Task brief =>
Transcribe all of the material exactly, except for its pictures.

Raw data =>
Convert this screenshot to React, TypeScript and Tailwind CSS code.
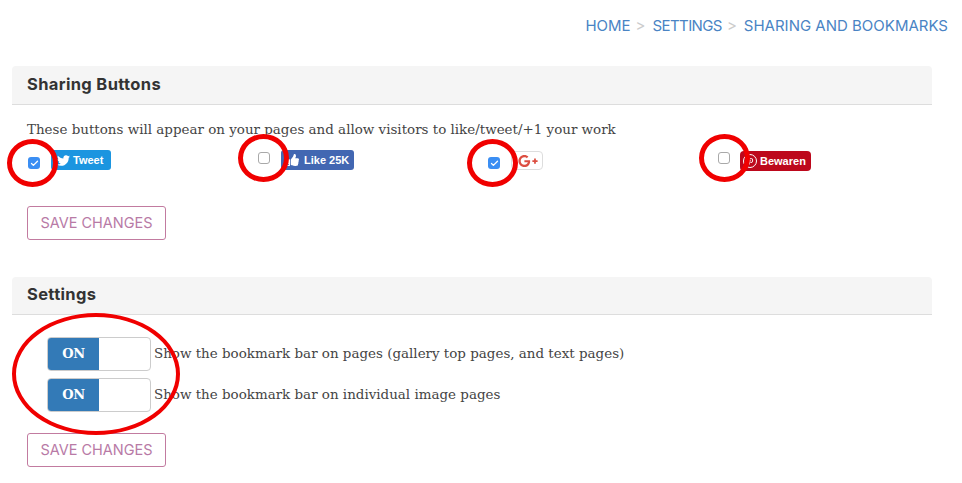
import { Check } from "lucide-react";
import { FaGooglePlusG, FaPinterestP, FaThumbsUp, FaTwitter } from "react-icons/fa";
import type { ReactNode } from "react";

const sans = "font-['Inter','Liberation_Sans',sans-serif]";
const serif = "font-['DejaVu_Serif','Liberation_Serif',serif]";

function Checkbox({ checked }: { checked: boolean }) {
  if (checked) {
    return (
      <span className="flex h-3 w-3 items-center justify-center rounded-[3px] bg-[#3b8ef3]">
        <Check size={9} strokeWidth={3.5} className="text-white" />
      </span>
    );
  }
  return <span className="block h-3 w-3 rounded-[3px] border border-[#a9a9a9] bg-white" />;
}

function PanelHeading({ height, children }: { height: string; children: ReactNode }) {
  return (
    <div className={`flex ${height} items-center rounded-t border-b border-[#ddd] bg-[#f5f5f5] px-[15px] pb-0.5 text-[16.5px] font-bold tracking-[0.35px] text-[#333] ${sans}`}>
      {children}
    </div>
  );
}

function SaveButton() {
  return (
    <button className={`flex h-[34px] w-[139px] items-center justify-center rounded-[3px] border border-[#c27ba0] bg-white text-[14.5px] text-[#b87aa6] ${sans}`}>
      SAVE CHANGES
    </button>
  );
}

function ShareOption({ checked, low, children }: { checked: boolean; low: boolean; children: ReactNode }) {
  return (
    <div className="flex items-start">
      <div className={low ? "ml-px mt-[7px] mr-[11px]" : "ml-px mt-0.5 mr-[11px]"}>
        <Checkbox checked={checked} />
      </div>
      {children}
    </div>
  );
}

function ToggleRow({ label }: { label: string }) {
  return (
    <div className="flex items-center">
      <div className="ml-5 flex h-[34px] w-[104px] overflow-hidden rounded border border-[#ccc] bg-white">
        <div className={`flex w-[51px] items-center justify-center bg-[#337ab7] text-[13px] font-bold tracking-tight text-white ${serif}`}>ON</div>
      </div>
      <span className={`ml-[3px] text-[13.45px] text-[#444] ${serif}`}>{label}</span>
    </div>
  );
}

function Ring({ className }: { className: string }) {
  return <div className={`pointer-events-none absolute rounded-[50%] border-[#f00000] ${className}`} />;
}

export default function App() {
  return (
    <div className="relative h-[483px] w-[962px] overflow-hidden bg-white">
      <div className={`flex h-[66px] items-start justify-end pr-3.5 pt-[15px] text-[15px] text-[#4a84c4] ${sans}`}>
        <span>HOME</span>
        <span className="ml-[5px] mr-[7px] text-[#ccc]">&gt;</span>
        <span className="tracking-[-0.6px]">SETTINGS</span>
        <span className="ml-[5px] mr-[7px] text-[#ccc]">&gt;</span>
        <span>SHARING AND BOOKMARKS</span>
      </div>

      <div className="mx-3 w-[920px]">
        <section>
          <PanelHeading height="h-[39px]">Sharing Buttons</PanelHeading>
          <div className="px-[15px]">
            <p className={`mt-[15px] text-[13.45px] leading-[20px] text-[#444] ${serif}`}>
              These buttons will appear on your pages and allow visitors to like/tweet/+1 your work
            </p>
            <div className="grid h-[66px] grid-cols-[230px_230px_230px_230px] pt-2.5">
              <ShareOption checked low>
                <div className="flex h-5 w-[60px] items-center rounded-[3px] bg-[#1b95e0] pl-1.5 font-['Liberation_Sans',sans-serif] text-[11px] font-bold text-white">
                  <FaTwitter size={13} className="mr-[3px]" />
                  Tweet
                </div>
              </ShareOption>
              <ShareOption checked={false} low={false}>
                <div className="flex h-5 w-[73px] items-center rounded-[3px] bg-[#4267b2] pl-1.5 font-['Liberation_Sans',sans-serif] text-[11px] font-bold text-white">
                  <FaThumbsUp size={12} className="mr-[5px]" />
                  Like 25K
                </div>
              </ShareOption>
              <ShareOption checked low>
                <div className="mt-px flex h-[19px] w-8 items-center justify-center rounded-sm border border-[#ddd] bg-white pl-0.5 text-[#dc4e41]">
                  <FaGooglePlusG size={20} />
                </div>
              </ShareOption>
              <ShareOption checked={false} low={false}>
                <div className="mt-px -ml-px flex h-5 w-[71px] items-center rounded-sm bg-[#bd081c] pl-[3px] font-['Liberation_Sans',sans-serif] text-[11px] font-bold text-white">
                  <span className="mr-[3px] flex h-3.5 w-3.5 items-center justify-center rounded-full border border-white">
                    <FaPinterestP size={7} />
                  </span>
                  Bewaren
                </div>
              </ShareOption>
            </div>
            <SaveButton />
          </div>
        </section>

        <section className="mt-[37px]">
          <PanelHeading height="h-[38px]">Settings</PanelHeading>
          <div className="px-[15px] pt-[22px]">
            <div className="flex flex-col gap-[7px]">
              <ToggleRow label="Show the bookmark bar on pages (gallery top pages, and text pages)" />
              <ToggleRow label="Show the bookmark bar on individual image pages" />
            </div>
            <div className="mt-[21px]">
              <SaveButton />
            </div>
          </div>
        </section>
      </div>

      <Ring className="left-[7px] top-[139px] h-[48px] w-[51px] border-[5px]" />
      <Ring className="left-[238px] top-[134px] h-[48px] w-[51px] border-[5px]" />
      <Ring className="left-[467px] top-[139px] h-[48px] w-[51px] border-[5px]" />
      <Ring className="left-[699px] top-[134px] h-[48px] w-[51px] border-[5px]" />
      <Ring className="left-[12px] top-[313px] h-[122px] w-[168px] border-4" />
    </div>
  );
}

Output below =>
Convert this screenshot to React, TypeScript and Tailwind CSS code.
import { Check } from "lucide-react";
import { FaGooglePlusG, FaPinterestP, FaThumbsUp, FaTwitter } from "react-icons/fa";
import type { ReactNode } from "react";

const sans = "font-['Inter','Liberation_Sans',sans-serif]";
const serif = "font-['DejaVu_Serif','Liberation_Serif',serif]";

function Checkbox({ checked }: { checked: boolean }) {
  if (checked) {
    return (
      <span className="flex h-3 w-3 items-center justify-center rounded-[3px] bg-[#3b8ef3]">
        <Check size={9} strokeWidth={3.5} className="text-white" />
      </span>
    );
  }
  return <span className="block h-3 w-3 rounded-[3px] border border-[#a9a9a9] bg-white" />;
}

function PanelHeading({ height, children }: { height: string; children: ReactNode }) {
  return (
    <div className={`flex ${height} items-center rounded-t border-b border-[#ddd] bg-[#f5f5f5] px-[15px] pb-0.5 text-[16.5px] font-bold tracking-[0.35px] text-[#333] ${sans}`}>
      {children}
    </div>
  );
}

function SaveButton() {
  return (
    <button className={`flex h-[34px] w-[139px] items-center justify-center rounded-[3px] border border-[#c27ba0] bg-white text-[14.5px] text-[#b87aa6] ${sans}`}>
      SAVE CHANGES
    </button>
  );
}

function ShareOption({ checked, low, children }: { checked: boolean; low: boolean; children: ReactNode }) {
  return (
    <div className="flex items-start">
      <div className={low ? "ml-px mt-[7px] mr-[11px]" : "ml-px mt-0.5 mr-[11px]"}>
        <Checkbox checked={checked} />
      </div>
      {children}
    </div>
  );
}

function ToggleRow({ label }: { label: string }) {
  return (
    <div className="flex items-center">
      <div className="ml-5 flex h-[34px] w-[104px] overflow-hidden rounded border border-[#ccc] bg-white">
        <div className={`flex w-[51px] items-center justify-center bg-[#337ab7] text-[13px] font-bold tracking-tight text-white ${serif}`}>ON</div>
      </div>
      <span className={`ml-[3px] text-[13.45px] text-[#444] ${serif}`}>{label}</span>
    </div>
  );
}

function Ring({ className }: { className: string }) {
  return <div className={`pointer-events-none absolute rounded-[50%] border-[#f00000] ${className}`} />;
}

export default function App() {
  return (
    <div className="relative h-[483px] w-[962px] overflow-hidden bg-white">
      <div className={`flex h-[66px] items-start justify-end pr-3.5 pt-[15px] text-[15px] text-[#4a84c4] ${sans}`}>
        <span>HOME</span>
        <span className="ml-[5px] mr-[7px] text-[#ccc]">&gt;</span>
        <span className="tracking-[-0.6px]">SETTINGS</span>
        <span className="ml-[5px] mr-[7px] text-[#ccc]">&gt;</span>
        <span>SHARING AND BOOKMARKS</span>
      </div>

      <div className="mx-3 w-[920px]">
        <section>
          <PanelHeading height="h-[39px]">Sharing Buttons</PanelHeading>
          <div className="px-[15px]">
            <p className={`mt-[15px] text-[13.45px] leading-[20px] text-[#444] ${serif}`}>
              These buttons will appear on your pages and allow visitors to like/tweet/+1 your work
            </p>
            <div className="grid h-[66px] grid-cols-[230px_230px_230px_230px] pt-2.5">
              <ShareOption checked low>
                <div className="flex h-5 w-[60px] items-center rounded-[3px] bg-[#1b95e0] pl-1.5 font-['Liberation_Sans',sans-serif] text-[11px] font-bold text-white">
                  <FaTwitter size={13} className="mr-[3px]" />
                  Tweet
                </div>
              </ShareOption>
              <ShareOption checked={false} low={false}>
                <div className="flex h-5 w-[73px] items-center rounded-[3px] bg-[#4267b2] pl-1.5 font-['Liberation_Sans',sans-serif] text-[11px] font-bold text-white">
                  <FaThumbsUp size={12} className="mr-[5px]" />
                  Like 25K
                </div>
              </ShareOption>
              <ShareOption checked low>
                <div className="mt-px flex h-[19px] w-8 items-center justify-center rounded-sm border border-[#ddd] bg-white pl-0.5 text-[#dc4e41]">
                  <FaGooglePlusG size={20} />
                </div>
              </ShareOption>
              <ShareOption checked={false} low={false}>
                <div className="mt-px -ml-px flex h-5 w-[71px] items-center rounded-sm bg-[#bd081c] pl-[3px] font-['Liberation_Sans',sans-serif] text-[11px] font-bold text-white">
                  <span className="mr-[3px] flex h-3.5 w-3.5 items-center justify-center rounded-full border border-white">
                    <FaPinterestP size={7} />
                  </span>
                  Bewaren
                </div>
              </ShareOption>
            </div>
            <SaveButton />
          </div>
        </section>

        <section className="mt-[37px]">
          <PanelHeading height="h-[38px]">Settings</PanelHeading>
          <div className="px-[15px] pt-[22px]">
            <div className="flex flex-col gap-[7px]">
              <ToggleRow label="Show the bookmark bar on pages (gallery top pages, and text pages)" />
              <ToggleRow label="Show the bookmark bar on individual image pages" />
            </div>
            <div className="mt-[21px]">
              <SaveButton />
            </div>
          </div>
        </section>
      </div>

      <Ring className="left-[7px] top-[139px] h-[48px] w-[51px] border-[5px]" />
      <Ring className="left-[238px] top-[134px] h-[48px] w-[51px] border-[5px]" />
      <Ring className="left-[467px] top-[139px] h-[48px] w-[51px] border-[5px]" />
      <Ring className="left-[699px] top-[134px] h-[48px] w-[51px] border-[5px]" />
      <Ring className="left-[12px] top-[313px] h-[122px] w-[168px] border-4" />
    </div>
  );
}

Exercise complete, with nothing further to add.